Visible-light excitable thermally activated delayed fluorescence in aqueous solution from F, N-doped carbon dots confined in silica nanoparticles

Abstract Visible light has better biocompatibility and is more accessible for anti-counterfeiting compared to UV light. However, the synthesis of visible light excitable CDs-based long afterglow materials is still a challenge, especially in aqueous solution. Herein, we provide the first example of visible-light excitable thermally activated delayed fluorescence (TADF) in aqueous solution by confining the fluorine and nitrogen co-doped CDs in silica nanoparticles (F, NCDs@SiO2). The hydrogen network and covalent bonds effectively protect the triplet excitons from quenching by water oxygen, so the nanoparticles can produce long-lived TADF in aqueous solutions under the excitation of white light.

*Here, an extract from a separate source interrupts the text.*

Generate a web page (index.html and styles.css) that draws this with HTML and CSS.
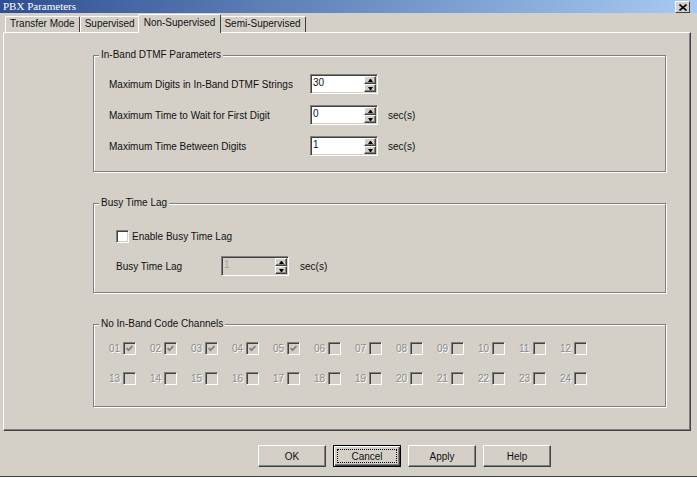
FILE: index.html
```html
<!DOCTYPE html>
<html lang="en">
<head>
<meta charset="UTF-8">
<meta name="viewport" content="width=device-width, initial-scale=1.0">
<title>PBX Parameters</title>
<link rel="stylesheet" href="styles.css">
</head>
<body>
<div class="dialog">
   <div class="titlebar">
      <span class="title">PBX Parameters</span>
      <span class="close-btn">
         <svg width="8" height="7" viewBox="0 0 8 7"><path d="M0.5 0.5L7.5 6.5M7.5 0.5L0.5 6.5" stroke="#000" stroke-width="1.6" fill="none"/></svg>
      </span>
   </div>

   <div class="tabs">
      <div class="tab">Transfer Mode</div>
      <div class="tab">Supervised</div>
      <div class="tab active">Non-Supervised</div>
      <div class="tab">Semi-Supervised</div>
   </div>

   <div class="pane">
      <!-- in-band dtmf -->
      <div class="group group-dtmf">
         <div class="group-title">In-Band DTMF Parameters</div>
         <div class="group-body rows">
            <div class="row">
               <span class="label">Maximum Digits in In-Band DTMF Strings</span>
               <div class="spin"><span class="spin-value">30</span><span class="spin-btns"><span class="spin-up"></span><span class="spin-down"></span></span></div>
            </div>
            <div class="row">
               <span class="label">Maximum Time to Wait for First Digit</span>
               <div class="spin"><span class="spin-value">0</span><span class="spin-btns"><span class="spin-up"></span><span class="spin-down"></span></span></div>
               <span class="unit">sec(s)</span>
            </div>
            <div class="row">
               <span class="label">Maximum Time Between Digits</span>
               <div class="spin"><span class="spin-value">1</span><span class="spin-btns"><span class="spin-up"></span><span class="spin-down"></span></span></div>
               <span class="unit">sec(s)</span>
            </div>
         </div>
      </div>

      <!-- busy time lag -->
      <div class="group group-busy">
         <div class="group-title">Busy Time Lag</div>
         <div class="group-body">
            <label class="check-row"><span class="checkbox"></span>Enable Busy Time Lag</label>
            <div class="row">
               <span class="label">Busy Time Lag</span>
               <div class="spin disabled"><span class="spin-value">1</span><span class="spin-btns"><span class="spin-up"></span><span class="spin-down"></span></span></div>
               <span class="unit">sec(s)</span>
            </div>
         </div>
      </div>

      <!-- channels -->
      <div class="group group-chan">
         <div class="group-title">No In-Band Code Channels</div>
         <div class="group-body channels">
            <div class="chan"><span class="chan-num">01</span><span class="checkbox disabled checked"><svg width="7" height="7" viewBox="0 0 7 7"><path d="M0.5 3L2.5 5.2L6.5 1" stroke="#808080" stroke-width="1.8" fill="none"/></svg></span></div>
            <div class="chan"><span class="chan-num">02</span><span class="checkbox disabled checked"><svg width="7" height="7" viewBox="0 0 7 7"><path d="M0.5 3L2.5 5.2L6.5 1" stroke="#808080" stroke-width="1.8" fill="none"/></svg></span></div>
            <div class="chan"><span class="chan-num">03</span><span class="checkbox disabled checked"><svg width="7" height="7" viewBox="0 0 7 7"><path d="M0.5 3L2.5 5.2L6.5 1" stroke="#808080" stroke-width="1.8" fill="none"/></svg></span></div>
            <div class="chan"><span class="chan-num">04</span><span class="checkbox disabled checked"><svg width="7" height="7" viewBox="0 0 7 7"><path d="M0.5 3L2.5 5.2L6.5 1" stroke="#808080" stroke-width="1.8" fill="none"/></svg></span></div>
            <div class="chan"><span class="chan-num">05</span><span class="checkbox disabled checked"><svg width="7" height="7" viewBox="0 0 7 7"><path d="M0.5 3L2.5 5.2L6.5 1" stroke="#808080" stroke-width="1.8" fill="none"/></svg></span></div>
            <div class="chan"><span class="chan-num">06</span><span class="checkbox disabled"></span></div>
            <div class="chan"><span class="chan-num">07</span><span class="checkbox disabled"></span></div>
            <div class="chan"><span class="chan-num">08</span><span class="checkbox disabled"></span></div>
            <div class="chan"><span class="chan-num">09</span><span class="checkbox disabled"></span></div>
            <div class="chan"><span class="chan-num">10</span><span class="checkbox disabled"></span></div>
            <div class="chan"><span class="chan-num">11</span><span class="checkbox disabled"></span></div>
            <div class="chan"><span class="chan-num">12</span><span class="checkbox disabled"></span></div>
            <div class="chan"><span class="chan-num">13</span><span class="checkbox disabled"></span></div>
            <div class="chan"><span class="chan-num">14</span><span class="checkbox disabled"></span></div>
            <div class="chan"><span class="chan-num">15</span><span class="checkbox disabled"></span></div>
            <div class="chan"><span class="chan-num">16</span><span class="checkbox disabled"></span></div>
            <div class="chan"><span class="chan-num">17</span><span class="checkbox disabled"></span></div>
            <div class="chan"><span class="chan-num">18</span><span class="checkbox disabled"></span></div>
            <div class="chan"><span class="chan-num">19</span><span class="checkbox disabled"></span></div>
            <div class="chan"><span class="chan-num">20</span><span class="checkbox disabled"></span></div>
            <div class="chan"><span class="chan-num">21</span><span class="checkbox disabled"></span></div>
            <div class="chan"><span class="chan-num">22</span><span class="checkbox disabled"></span></div>
            <div class="chan"><span class="chan-num">23</span><span class="checkbox disabled"></span></div>
            <div class="chan"><span class="chan-num">24</span><span class="checkbox disabled"></span></div>
         </div>
      </div>
   </div>

   <div class="footer">
      <button class="btn">OK</button>
      <button class="btn focused"><span class="focus-rect">Cancel</span></button>
      <button class="btn">Apply</button>
      <button class="btn">Help</button>
   </div>
</div>
</body>
</html>
```

FILE: styles.css
```css
* {
    box-sizing: border-box;
}
body {
    margin: 0;
    background: #fff;
    font-family: "Liberation Sans", Arial, sans-serif;
    font-size: 10px;
    color: #111;
}
.dialog {
    width: 697px;
    height: 477px;
    background: #d4d0c8;
    border-bottom: 1px solid #404040;
}
/* title bar */
.titlebar {
    height: 13px;
    display: flex;
    align-items: center;
    justify-content: space-between;
    padding: 0 7px 0 3px;
    background: linear-gradient(to right, #2f4f92, #a8caf2);
}
.title {
    font-family: "Liberation Serif", "Times New Roman", serif;
    font-size: 11px;
    line-height: 13px;
    color: #fff;
}
.close-btn {
    width: 15px;
    height: 12px;
    margin-top: 1px;
    display: flex;
    align-items: center;
    justify-content: center;
    background: #d4d0c8;
    border: 1px solid;
    border-color: #fff #404040 #404040 #fff;
}
/* tabs */
.tabs {
    height: 19px;
    display: flex;
    align-items: flex-end;
    padding-left: 5px;
}
.tab {
    height: 16px;
    padding: 0 4px;
    line-height: 13px;
    border-top: 1px solid #fff;
    border-left: 1px solid #fff;
    border-right: 1px solid #404040;
    border-radius: 2px 2px 0 0;
}
.tab.active {
    height: 19px;
    margin: 0 -2px -1px;
    padding: 0 5px;
    line-height: 15px;
    position: relative;
    z-index: 1;
    background: #d4d0c8;
}
/* pane */
.pane {
    margin-left: 3px;
    width: 688px;
    height: 399px;
    padding-top: 22px;
    border: 1px solid;
    border-color: #fff #404040 #404040 #fff;
    box-shadow: inset -1px -1px #808080;
}
.group {
    margin-left: 89px;
    width: 573px;
    border: 1px solid #808080;
    box-shadow: inset 1px 1px #fff, 1px 1px #fff;
}
.group + .group {
    margin-top: 31px;
}
.group-title {
    width: fit-content;
    margin: -7px 0 0 5px;
    padding: 0 2px;
    line-height: 12px;
    background: #d4d0c8;
}
.group-body {
    padding-left: 15px;
}
.group-dtmf {
    padding-bottom: 15px;
}
.group-busy {
    padding-bottom: 16px;
}
.group-busy .group-body {
    padding-left: 22px;
}
.group-chan {
    padding-bottom: 21px;
}
.rows {
    margin-top: 13px;
    display: flex;
    flex-direction: column;
    gap: 11px;
}
.row {
    height: 20px;
    display: flex;
    align-items: center;
}
.group-dtmf .label {
    width: 201px;
}
.group-busy .label {
    width: 105px;
}
.unit {
    margin-left: 10px;
}
.group-busy .unit {
    margin-left: 11px;
}
/* spin box */
.spin {
    width: 68px;
    height: 20px;
    display: flex;
    padding: 1px;
    background: #fff;
    border: 1px solid;
    border-color: #808080 #fff #fff #808080;
    box-shadow: inset 1px 1px #404040, inset -1px -1px #d4d0c8;
}
.spin-value {
    flex: 1;
    padding: 1px 0 0 1px;
    line-height: 12px;
}
.spin.disabled {
    background: #d4d0c8;
}
.spin.disabled .spin-value {
    color: #a0a0a0;
}
.spin-btns {
    width: 12px;
    display: flex;
    flex-direction: column;
}
.spin-up,
.spin-down {
    height: 8px;
    display: flex;
    align-items: center;
    justify-content: center;
    background: #d4d0c8;
    border: 1px solid;
    border-color: #fff #404040 #404040 #fff;
    box-shadow: inset -1px -1px #808080;
}
.spin-up::before,
.spin-down::before {
    content: "";
    width: 1px;
    border-left: 2px solid transparent;
    border-right: 2px solid transparent;
}
.spin-up::before {
    border-bottom: 3px solid #000;
}
.spin-down::before {
    border-top: 3px solid #000;
}
/* checkboxes */
.check-row {
    margin-top: 21px;
    margin-bottom: 13px;
    height: 13px;
    display: flex;
    align-items: center;
    gap: 3px;
}
.checkbox {
    width: 13px;
    height: 13px;
    display: flex;
    align-items: center;
    justify-content: center;
    background: #fff;
    border: 1px solid;
    border-color: #808080 #fff #fff #808080;
    box-shadow: inset 1px 1px #404040, inset -1px -1px #d4d0c8;
}
.checkbox.disabled {
    background: #d4d0c8;
}
.channels {
    margin-top: 12px;
    display: grid;
    grid-template-columns: repeat(12, 41px);
    row-gap: 17px;
}
.chan {
    height: 13px;
    display: flex;
    align-items: center;
}
.chan-num {
    width: 14px;
    color: #8c8c8c;
    text-shadow: 1px 1px #fff;
}
/* footer buttons */
.footer {
    height: 45px;
    display: flex;
    gap: 7px;
    padding: 14px 0 0 258px;
}
.btn {
    width: 68px;
    height: 22px;
    display: flex;
    align-items: center;
    justify-content: center;
    padding: 0;
    font: inherit;
    color: #111;
    background: #d4d0c8;
    border: 1px solid;
    border-color: #fff #404040 #404040 #fff;
    box-shadow: inset -1px -1px #808080;
}
.btn.focused {
    border-color: #000;
    box-shadow: inset 1px 1px #fff, inset -1px -1px #404040, inset -2px -2px #808080;
}
.focus-rect {
    width: 60px;
    height: 14px;
    display: flex;
    align-items: center;
    justify-content: center;
    border: 1px dotted #000;
}
```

Meanwhile, the large number of silanol groups on the surface of amorphous silicon endows F, NCDs@SiO2 with water solubility making them possible for time-resolved probes. We reveal that fluorine doping is essential for obtaining visible-light excitable TADF, which redshifts the excitation spectra and narrows the energy level between the singlet and triplet states through strong electron-withdrawing effect and heavy-atom effects. Our work provides a new strategy for the development of visible-light-excited TADF materials in aqueous solution and potential applications of CDs in information encryption, temperature sensor and time-resolved fluorescence bioimaging.